- Work to complete
Copy out every line exactly, passing over the pictures.

"""

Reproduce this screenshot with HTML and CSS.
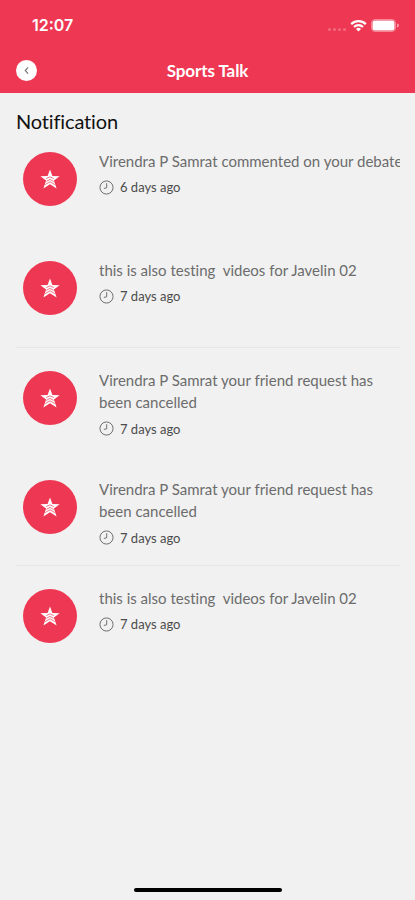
FILE: index.html
```html
<!DOCTYPE html>
<html lang="en">
<head>
<meta charset="utf-8">
<title>Sports Talk</title>
<link rel="stylesheet" href="styles.css">
</head>
<body>
<svg width="0" height="0" class="defs">
  <symbol id="star" viewBox="0 0 20 20">
    <path fill="#fff" d="M10 .4l2.4 6.7 7.2.1-5.7 4.3 2.7 7.9L10 15.2l-6.6 4.2 2.7-7.9L.4 7.2l7.2-.1z"/>
    <path fill="none" stroke="#ee3853" stroke-width=".7" d="M6.2 9.6L10 7.8l3.8 1.8M6.4 12.4L10 10.4l3.6 2M5.2 15.6L10 12.8l4.8 2.8"/>
  </symbol>
  <symbol id="clock" viewBox="0 0 16 16">
    <circle cx="8" cy="8" r="7" fill="none" stroke="#666" stroke-width="1"/>
    <path fill="none" stroke="#666" stroke-width="1" d="M8.2 3.4v4.9L5.2 9"/>
  </symbol>
</svg>
<div class="screen">
  <header class="header">
    <div class="status">
      <span class="time">12:07</span>
      <div class="indicators">
        <span class="signal"><i></i><i></i><i></i><i></i></span>
        <svg class="wifi" viewBox="0 0 17 13"><path fill="none" stroke="#fff" stroke-width="2.2" d="M1.2 5.1a10.4 10.4 0 0 1 14.6 0M4 8a6.4 6.4 0 0 1 9 0"/><path fill="#fff" d="M8.5 12.5L6 10a3.6 3.6 0 0 1 5 0z"/></svg>
        <svg class="battery" viewBox="0 0 28 13"><rect x=".5" y=".5" width="24" height="12" rx="3.5" fill="none" stroke="#fff" stroke-opacity=".4"/><rect x="1.5" y="1.5" width="22" height="10" rx="2.2" fill="#fff"/><path fill="#fff" fill-opacity=".5" d="M26 4.5a2 2 0 0 1 0 4z"/></svg>
      </div>
    </div>
    <nav class="nav">
      <span class="back"><svg viewBox="0 0 20 20"><path fill="none" stroke="#777" stroke-width="1.1" d="M11.5 7L8.8 10l2.7 3"/></svg></span>
      <h1 class="title">Sports Talk</h1>
    </nav>
  </header>
  <main class="content">
    <h2 class="heading">Notification</h2>
    <section class="row">
      <span class="avatar"><svg><use href="#star"/></svg></span>
      <div class="body"><p class="message single">Virendra P Samrat commented on your debate</p><p class="meta"><svg><use href="#clock"/></svg><span>6 days ago</span></p></div>
    </section>
    <section class="row">
      <span class="avatar"><svg><use href="#star"/></svg></span>
      <div class="body"><p class="message single">this is also testing&nbsp; videos for Javelin 02</p><p class="meta"><svg><use href="#clock"/></svg><span>7 days ago</span></p></div>
    </section>
    <section class="row divided">
      <span class="avatar"><svg><use href="#star"/></svg></span>
      <div class="body"><p class="message">Virendra P Samrat your friend request has<br>been cancelled</p><p class="meta"><svg><use href="#clock"/></svg><span>7 days ago</span></p></div>
    </section>
    <section class="row">
      <span class="avatar"><svg><use href="#star"/></svg></span>
      <div class="body"><p class="message">Virendra P Samrat your friend request has<br>been cancelled</p><p class="meta"><svg><use href="#clock"/></svg><span>7 days ago</span></p></div>
    </section>
    <section class="row divided">
      <span class="avatar"><svg><use href="#star"/></svg></span>
      <div class="body"><p class="message single">this is also testing&nbsp; videos for Javelin 02</p><p class="meta"><svg><use href="#clock"/></svg><span>7 days ago</span></p></div>
    </section>
  </main>
  <footer class="home"><span></span></footer>
</div>
</body>
</html>
```
FILE: styles.css
```css
* { box-sizing: border-box; }
body { margin: 0; font-family: Lato, "Liberation Sans", sans-serif; font-variant-ligatures: none; background: #f1f1f1; }
h1, h2, p { margin: 0; font-weight: 400; }
svg { display: block; }
.defs { display: none; }
.screen { width: 415px; height: 900px; display: flex; flex-direction: column; overflow: hidden; }
.header { height: 93px; flex: none; background: #ee3853; color: #fff; }
.status { height: 50px; padding: 0 16px 0 32px; display: flex; align-items: center; justify-content: space-between; }
.time { font: 600 16px/20px Inter, sans-serif; }
.indicators { display: flex; align-items: center; }
.signal { display: flex; gap: 2px; margin: 8px 4px 0 0; }
.signal i { width: 3px; height: 3px; border-radius: 50%; background: rgba(255, 255, 255, .25); }
.wifi { width: 17px; height: 13px; margin-right: 4px; }
.battery { width: 28px; height: 13px; }
.nav { height: 41px; padding: 0 16px; display: grid; grid-template-columns: 21px 1fr 21px; align-items: center; }
.back { width: 21px; height: 21px; border-radius: 50%; background: #fff; }
.title { font-size: 17px; font-weight: 700; text-align: center; line-height: 22px; letter-spacing: -.1px; }
.content { flex: 1; padding: 0 15px 0 16px; }
.heading { height: 35px; padding-top: 21px; line-height: 14px; font-size: 20px; color: #111; letter-spacing: -.15px; }
.row { height: 109.25px; display: flex; padding-top: 24px; border-top: 1px solid transparent; }
.divided { border-top-color: #e7e7e7; }
.avatar { width: 54px; height: 54px; flex: none; margin: -1px 22px 0 7px; border-radius: 50%; background: #ee3853; display: grid; place-items: center; }
.avatar svg { width: 20px; height: 20px; }
.body { flex: 1; min-width: 0; }
.message { font-size: 15px; line-height: 22px; margin-top: -3px; color: #6c6c6c; white-space: nowrap; overflow: hidden; }
.meta { display: flex; align-items: center; gap: 6px; height: 20px; margin-top: 6px; font-size: 13px; color: #4c4c4c; }
.single + .meta { margin-top: 5px; }
.meta svg { width: 15px; height: 15px; }
.home { height: 16px; flex: none; display: flex; justify-content: center; padding-top: 4px; }
.home span { width: 148px; height: 4px; border-radius: 2px; background: #000; }
```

"""

- Answer below
Reproduce this screenshot with HTML and CSS.
FILE: index.html
```html
<!DOCTYPE html>
<html lang="en">
<head>
<meta charset="utf-8">
<title>Sports Talk</title>
<link rel="stylesheet" href="styles.css">
</head>
<body>
<svg width="0" height="0" class="defs">
  <symbol id="star" viewBox="0 0 20 20">
    <path fill="#fff" d="M10 .4l2.4 6.7 7.2.1-5.7 4.3 2.7 7.9L10 15.2l-6.6 4.2 2.7-7.9L.4 7.2l7.2-.1z"/>
    <path fill="none" stroke="#ee3853" stroke-width=".7" d="M6.2 9.6L10 7.8l3.8 1.8M6.4 12.4L10 10.4l3.6 2M5.2 15.6L10 12.8l4.8 2.8"/>
  </symbol>
  <symbol id="clock" viewBox="0 0 16 16">
    <circle cx="8" cy="8" r="7" fill="none" stroke="#666" stroke-width="1"/>
    <path fill="none" stroke="#666" stroke-width="1" d="M8.2 3.4v4.9L5.2 9"/>
  </symbol>
</svg>
<div class="screen">
  <header class="header">
    <div class="status">
      <span class="time">12:07</span>
      <div class="indicators">
        <span class="signal"><i></i><i></i><i></i><i></i></span>
        <svg class="wifi" viewBox="0 0 17 13"><path fill="none" stroke="#fff" stroke-width="2.2" d="M1.2 5.1a10.4 10.4 0 0 1 14.6 0M4 8a6.4 6.4 0 0 1 9 0"/><path fill="#fff" d="M8.5 12.5L6 10a3.6 3.6 0 0 1 5 0z"/></svg>
        <svg class="battery" viewBox="0 0 28 13"><rect x=".5" y=".5" width="24" height="12" rx="3.5" fill="none" stroke="#fff" stroke-opacity=".4"/><rect x="1.5" y="1.5" width="22" height="10" rx="2.2" fill="#fff"/><path fill="#fff" fill-opacity=".5" d="M26 4.5a2 2 0 0 1 0 4z"/></svg>
      </div>
    </div>
    <nav class="nav">
      <span class="back"><svg viewBox="0 0 20 20"><path fill="none" stroke="#777" stroke-width="1.1" d="M11.5 7L8.8 10l2.7 3"/></svg></span>
      <h1 class="title">Sports Talk</h1>
    </nav>
  </header>
  <main class="content">
    <h2 class="heading">Notification</h2>
    <section class="row">
      <span class="avatar"><svg><use href="#star"/></svg></span>
      <div class="body"><p class="message single">Virendra P Samrat commented on your debate</p><p class="meta"><svg><use href="#clock"/></svg><span>6 days ago</span></p></div>
    </section>
    <section class="row">
      <span class="avatar"><svg><use href="#star"/></svg></span>
      <div class="body"><p class="message single">this is also testing&nbsp; videos for Javelin 02</p><p class="meta"><svg><use href="#clock"/></svg><span>7 days ago</span></p></div>
    </section>
    <section class="row divided">
      <span class="avatar"><svg><use href="#star"/></svg></span>
      <div class="body"><p class="message">Virendra P Samrat your friend request has<br>been cancelled</p><p class="meta"><svg><use href="#clock"/></svg><span>7 days ago</span></p></div>
    </section>
    <section class="row">
      <span class="avatar"><svg><use href="#star"/></svg></span>
      <div class="body"><p class="message">Virendra P Samrat your friend request has<br>been cancelled</p><p class="meta"><svg><use href="#clock"/></svg><span>7 days ago</span></p></div>
    </section>
    <section class="row divided">
      <span class="avatar"><svg><use href="#star"/></svg></span>
      <div class="body"><p class="message single">this is also testing&nbsp; videos for Javelin 02</p><p class="meta"><svg><use href="#clock"/></svg><span>7 days ago</span></p></div>
    </section>
  </main>
  <footer class="home"><span></span></footer>
</div>
</body>
</html>
```
FILE: styles.css
```css
* { box-sizing: border-box; }
body { margin: 0; font-family: Lato, "Liberation Sans", sans-serif; font-variant-ligatures: none; background: #f1f1f1; }
h1, h2, p { margin: 0; font-weight: 400; }
svg { display: block; }
.defs { display: none; }
.screen { width: 415px; height: 900px; display: flex; flex-direction: column; overflow: hidden; }
.header { height: 93px; flex: none; background: #ee3853; color: #fff; }
.status { height: 50px; padding: 0 16px 0 32px; display: flex; align-items: center; justify-content: space-between; }
.time { font: 600 16px/20px Inter, sans-serif; }
.indicators { display: flex; align-items: center; }
.signal { display: flex; gap: 2px; margin: 8px 4px 0 0; }
.signal i { width: 3px; height: 3px; border-radius: 50%; background: rgba(255, 255, 255, .25); }
.wifi { width: 17px; height: 13px; margin-right: 4px; }
.battery { width: 28px; height: 13px; }
.nav { height: 41px; padding: 0 16px; display: grid; grid-template-columns: 21px 1fr 21px; align-items: center; }
.back { width: 21px; height: 21px; border-radius: 50%; background: #fff; }
.title { font-size: 17px; font-weight: 700; text-align: center; line-height: 22px; letter-spacing: -.1px; }
.content { flex: 1; padding: 0 15px 0 16px; }
.heading { height: 35px; padding-top: 21px; line-height: 14px; font-size: 20px; color: #111; letter-spacing: -.15px; }
.row { height: 109.25px; display: flex; padding-top: 24px; border-top: 1px solid transparent; }
.divided { border-top-color: #e7e7e7; }
.avatar { width: 54px; height: 54px; flex: none; margin: -1px 22px 0 7px; border-radius: 50%; background: #ee3853; display: grid; place-items: center; }
.avatar svg { width: 20px; height: 20px; }
.body { flex: 1; min-width: 0; }
.message { font-size: 15px; line-height: 22px; margin-top: -3px; color: #6c6c6c; white-space: nowrap; overflow: hidden; }
.meta { display: flex; align-items: center; gap: 6px; height: 20px; margin-top: 6px; font-size: 13px; color: #4c4c4c; }
.single + .meta { margin-top: 5px; }
.meta svg { width: 15px; height: 15px; }
.home { height: 16px; flex: none; display: flex; justify-content: center; padding-top: 4px; }
.home span { width: 148px; height: 4px; border-radius: 2px; background: #000; }
```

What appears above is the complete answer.